What to do – Every line that includes the word "React" is to be listed.

Dataset extract –
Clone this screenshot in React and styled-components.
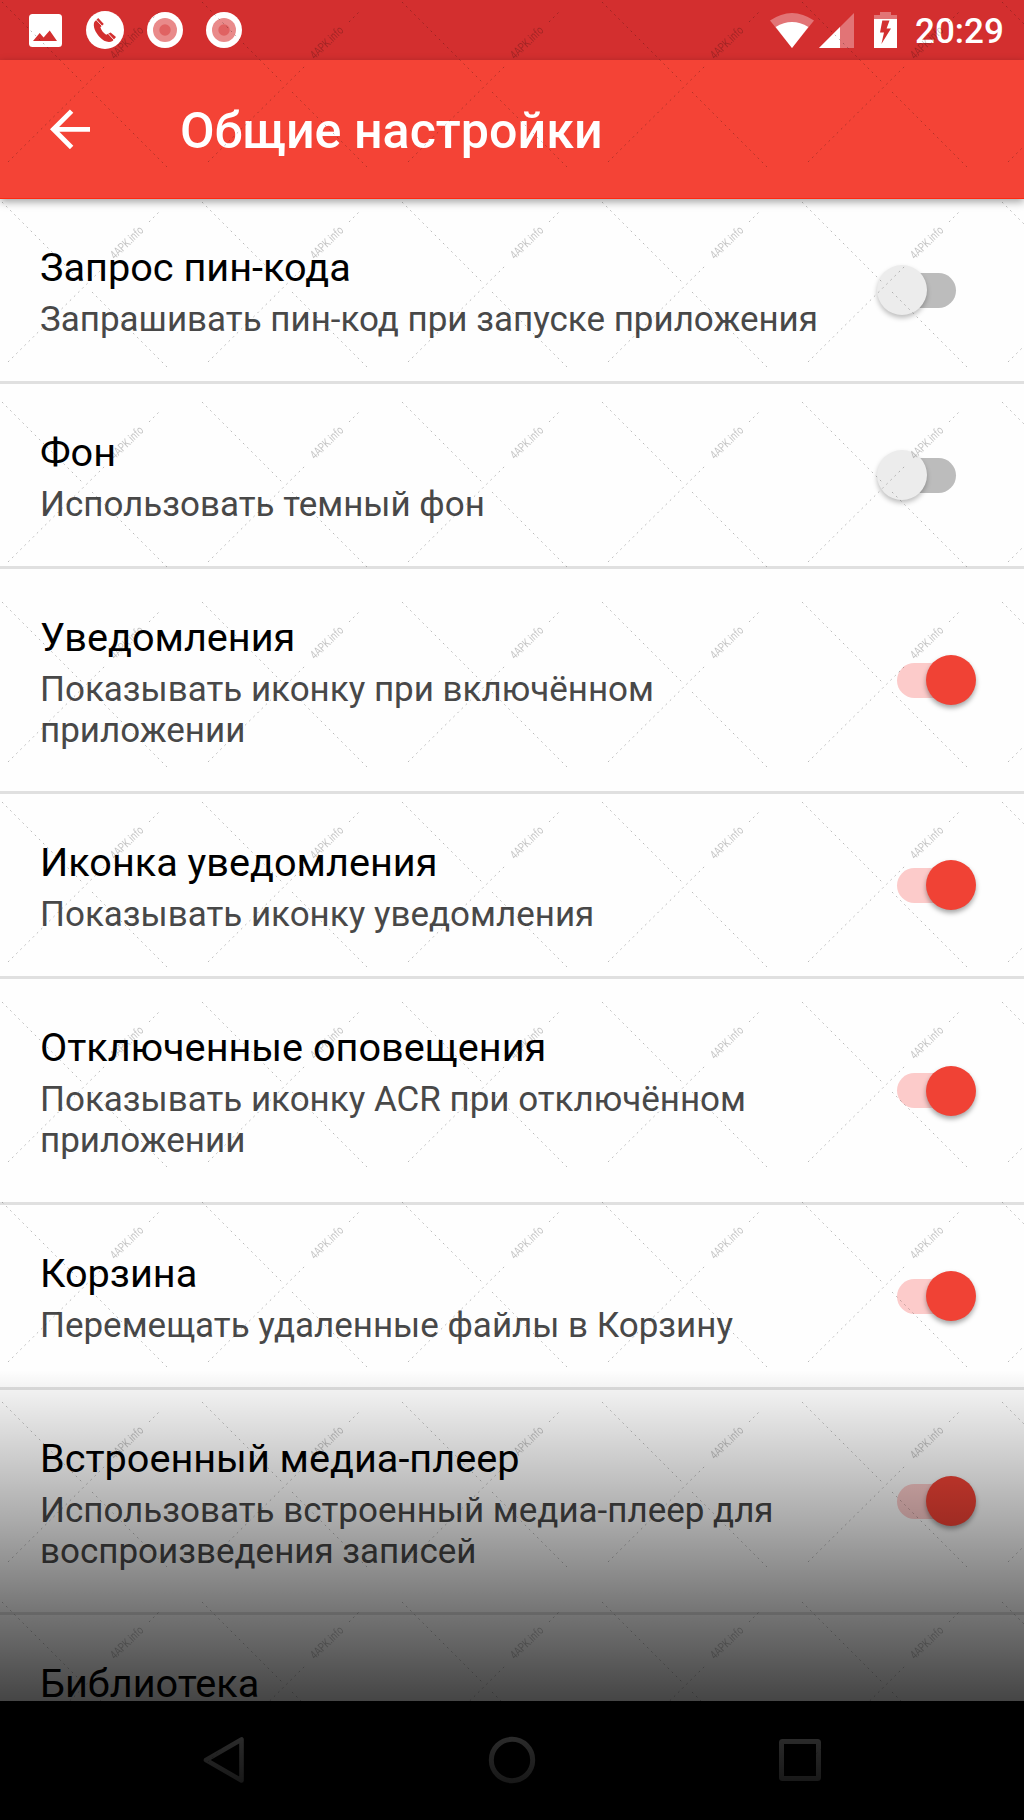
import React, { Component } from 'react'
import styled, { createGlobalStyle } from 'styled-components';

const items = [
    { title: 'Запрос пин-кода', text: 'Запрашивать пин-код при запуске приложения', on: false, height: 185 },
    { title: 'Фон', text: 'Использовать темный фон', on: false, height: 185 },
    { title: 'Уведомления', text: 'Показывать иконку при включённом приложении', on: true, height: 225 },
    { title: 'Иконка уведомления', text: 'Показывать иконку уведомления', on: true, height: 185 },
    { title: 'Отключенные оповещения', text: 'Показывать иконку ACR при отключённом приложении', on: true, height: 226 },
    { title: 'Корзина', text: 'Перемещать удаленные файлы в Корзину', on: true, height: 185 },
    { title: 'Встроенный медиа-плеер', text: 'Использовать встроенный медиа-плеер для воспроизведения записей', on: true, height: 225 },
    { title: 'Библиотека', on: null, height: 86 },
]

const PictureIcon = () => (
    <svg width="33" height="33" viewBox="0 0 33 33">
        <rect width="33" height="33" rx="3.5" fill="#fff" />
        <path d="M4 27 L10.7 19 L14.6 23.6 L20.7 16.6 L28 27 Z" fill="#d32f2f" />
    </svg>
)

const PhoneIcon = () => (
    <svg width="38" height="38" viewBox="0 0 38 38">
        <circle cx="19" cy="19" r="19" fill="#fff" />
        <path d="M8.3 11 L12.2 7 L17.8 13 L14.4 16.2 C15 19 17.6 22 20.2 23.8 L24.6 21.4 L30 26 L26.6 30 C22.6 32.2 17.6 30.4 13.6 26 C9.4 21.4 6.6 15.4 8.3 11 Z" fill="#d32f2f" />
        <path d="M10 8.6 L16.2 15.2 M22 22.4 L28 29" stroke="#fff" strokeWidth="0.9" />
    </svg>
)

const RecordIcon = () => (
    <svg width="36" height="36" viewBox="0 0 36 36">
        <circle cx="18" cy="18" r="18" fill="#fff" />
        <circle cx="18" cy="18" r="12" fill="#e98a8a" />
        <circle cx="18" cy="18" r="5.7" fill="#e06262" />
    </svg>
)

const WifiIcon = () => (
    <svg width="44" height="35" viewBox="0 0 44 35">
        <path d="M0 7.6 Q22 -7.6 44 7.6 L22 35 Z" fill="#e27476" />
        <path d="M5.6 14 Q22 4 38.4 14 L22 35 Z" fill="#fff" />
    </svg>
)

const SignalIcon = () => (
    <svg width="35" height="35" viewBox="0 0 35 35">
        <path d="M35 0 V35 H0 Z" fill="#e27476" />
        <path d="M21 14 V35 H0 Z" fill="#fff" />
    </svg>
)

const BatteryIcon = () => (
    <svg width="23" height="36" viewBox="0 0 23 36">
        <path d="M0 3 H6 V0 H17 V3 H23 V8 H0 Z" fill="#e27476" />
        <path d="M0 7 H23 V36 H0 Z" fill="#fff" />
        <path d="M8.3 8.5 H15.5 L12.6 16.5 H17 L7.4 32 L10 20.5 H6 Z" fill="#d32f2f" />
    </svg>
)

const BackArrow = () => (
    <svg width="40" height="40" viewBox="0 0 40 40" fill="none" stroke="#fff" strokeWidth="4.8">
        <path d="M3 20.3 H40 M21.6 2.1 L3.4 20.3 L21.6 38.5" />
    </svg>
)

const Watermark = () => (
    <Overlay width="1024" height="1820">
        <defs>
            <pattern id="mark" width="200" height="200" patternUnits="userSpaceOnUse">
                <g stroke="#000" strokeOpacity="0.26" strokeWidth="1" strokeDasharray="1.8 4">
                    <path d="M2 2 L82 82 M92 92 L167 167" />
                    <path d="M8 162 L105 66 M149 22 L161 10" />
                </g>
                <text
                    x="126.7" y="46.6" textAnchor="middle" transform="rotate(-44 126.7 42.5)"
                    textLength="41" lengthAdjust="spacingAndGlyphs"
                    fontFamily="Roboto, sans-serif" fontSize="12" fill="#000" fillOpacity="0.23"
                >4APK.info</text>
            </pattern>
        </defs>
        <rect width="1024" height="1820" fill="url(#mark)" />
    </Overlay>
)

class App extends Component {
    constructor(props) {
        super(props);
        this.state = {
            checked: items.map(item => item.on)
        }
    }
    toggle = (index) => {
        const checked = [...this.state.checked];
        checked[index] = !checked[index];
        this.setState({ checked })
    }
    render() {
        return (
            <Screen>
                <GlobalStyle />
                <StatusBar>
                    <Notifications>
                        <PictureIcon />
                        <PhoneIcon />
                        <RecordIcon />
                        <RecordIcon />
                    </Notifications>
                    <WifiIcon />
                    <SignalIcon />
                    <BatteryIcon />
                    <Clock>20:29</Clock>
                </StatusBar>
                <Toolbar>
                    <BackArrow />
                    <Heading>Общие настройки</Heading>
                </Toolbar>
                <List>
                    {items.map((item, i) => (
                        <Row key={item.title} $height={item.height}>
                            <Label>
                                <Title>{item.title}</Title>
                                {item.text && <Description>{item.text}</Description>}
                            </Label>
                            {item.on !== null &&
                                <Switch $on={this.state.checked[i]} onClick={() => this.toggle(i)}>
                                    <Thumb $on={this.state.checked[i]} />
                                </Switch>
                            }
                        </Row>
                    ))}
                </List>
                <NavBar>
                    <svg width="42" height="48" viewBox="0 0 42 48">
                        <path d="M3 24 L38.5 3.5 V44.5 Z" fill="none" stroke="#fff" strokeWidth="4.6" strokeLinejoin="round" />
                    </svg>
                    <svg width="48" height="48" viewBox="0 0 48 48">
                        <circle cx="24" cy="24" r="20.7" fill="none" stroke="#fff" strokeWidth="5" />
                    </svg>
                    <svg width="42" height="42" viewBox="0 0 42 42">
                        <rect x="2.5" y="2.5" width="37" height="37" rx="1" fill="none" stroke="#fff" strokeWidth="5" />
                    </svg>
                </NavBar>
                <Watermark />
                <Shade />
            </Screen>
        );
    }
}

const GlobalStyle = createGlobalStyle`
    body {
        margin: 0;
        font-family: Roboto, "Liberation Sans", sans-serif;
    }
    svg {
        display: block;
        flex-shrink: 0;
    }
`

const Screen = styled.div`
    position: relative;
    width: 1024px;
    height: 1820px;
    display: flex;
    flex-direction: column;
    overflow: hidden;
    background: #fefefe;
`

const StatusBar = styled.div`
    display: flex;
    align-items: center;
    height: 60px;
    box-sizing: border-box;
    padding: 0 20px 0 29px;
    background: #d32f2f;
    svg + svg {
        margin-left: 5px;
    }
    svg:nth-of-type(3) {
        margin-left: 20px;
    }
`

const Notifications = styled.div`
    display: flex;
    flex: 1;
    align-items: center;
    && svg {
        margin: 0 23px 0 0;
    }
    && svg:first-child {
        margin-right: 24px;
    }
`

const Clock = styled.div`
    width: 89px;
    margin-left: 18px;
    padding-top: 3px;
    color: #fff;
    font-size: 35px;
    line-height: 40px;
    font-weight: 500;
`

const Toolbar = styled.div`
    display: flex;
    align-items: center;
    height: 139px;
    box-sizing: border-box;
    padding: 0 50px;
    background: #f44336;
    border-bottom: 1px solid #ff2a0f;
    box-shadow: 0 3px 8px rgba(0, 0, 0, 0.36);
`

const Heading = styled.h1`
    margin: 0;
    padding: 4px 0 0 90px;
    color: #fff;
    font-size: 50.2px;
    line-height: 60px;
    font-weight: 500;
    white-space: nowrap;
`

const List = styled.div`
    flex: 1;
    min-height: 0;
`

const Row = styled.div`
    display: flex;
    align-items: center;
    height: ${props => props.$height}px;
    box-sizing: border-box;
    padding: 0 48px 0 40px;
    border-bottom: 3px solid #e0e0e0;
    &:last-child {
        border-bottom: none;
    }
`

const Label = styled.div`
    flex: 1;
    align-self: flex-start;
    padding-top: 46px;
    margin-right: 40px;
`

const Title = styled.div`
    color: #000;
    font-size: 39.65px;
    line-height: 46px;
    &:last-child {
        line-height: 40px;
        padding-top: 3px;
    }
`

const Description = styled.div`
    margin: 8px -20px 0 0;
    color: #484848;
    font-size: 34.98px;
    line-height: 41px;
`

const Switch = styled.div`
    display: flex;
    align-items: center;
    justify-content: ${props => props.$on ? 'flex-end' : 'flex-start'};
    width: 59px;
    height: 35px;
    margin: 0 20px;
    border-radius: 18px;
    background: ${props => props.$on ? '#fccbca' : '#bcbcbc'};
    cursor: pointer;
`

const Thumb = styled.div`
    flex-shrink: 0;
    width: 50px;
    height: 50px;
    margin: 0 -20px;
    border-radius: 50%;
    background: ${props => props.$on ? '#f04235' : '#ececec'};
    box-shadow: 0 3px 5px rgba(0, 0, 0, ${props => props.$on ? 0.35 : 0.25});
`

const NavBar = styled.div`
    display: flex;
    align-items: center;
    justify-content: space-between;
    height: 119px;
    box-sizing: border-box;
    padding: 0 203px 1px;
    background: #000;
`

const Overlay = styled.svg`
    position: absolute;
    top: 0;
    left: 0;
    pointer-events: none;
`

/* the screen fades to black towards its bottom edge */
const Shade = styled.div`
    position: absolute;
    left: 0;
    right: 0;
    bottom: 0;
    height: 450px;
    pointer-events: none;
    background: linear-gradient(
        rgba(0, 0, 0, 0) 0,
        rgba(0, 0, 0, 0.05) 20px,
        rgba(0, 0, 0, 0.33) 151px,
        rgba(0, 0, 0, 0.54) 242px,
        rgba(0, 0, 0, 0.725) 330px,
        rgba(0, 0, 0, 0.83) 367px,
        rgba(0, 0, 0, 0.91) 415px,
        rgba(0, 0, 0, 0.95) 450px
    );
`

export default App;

Result for this task –
Clone this screenshot in React and styled-components.
import React, { Component } from 'react'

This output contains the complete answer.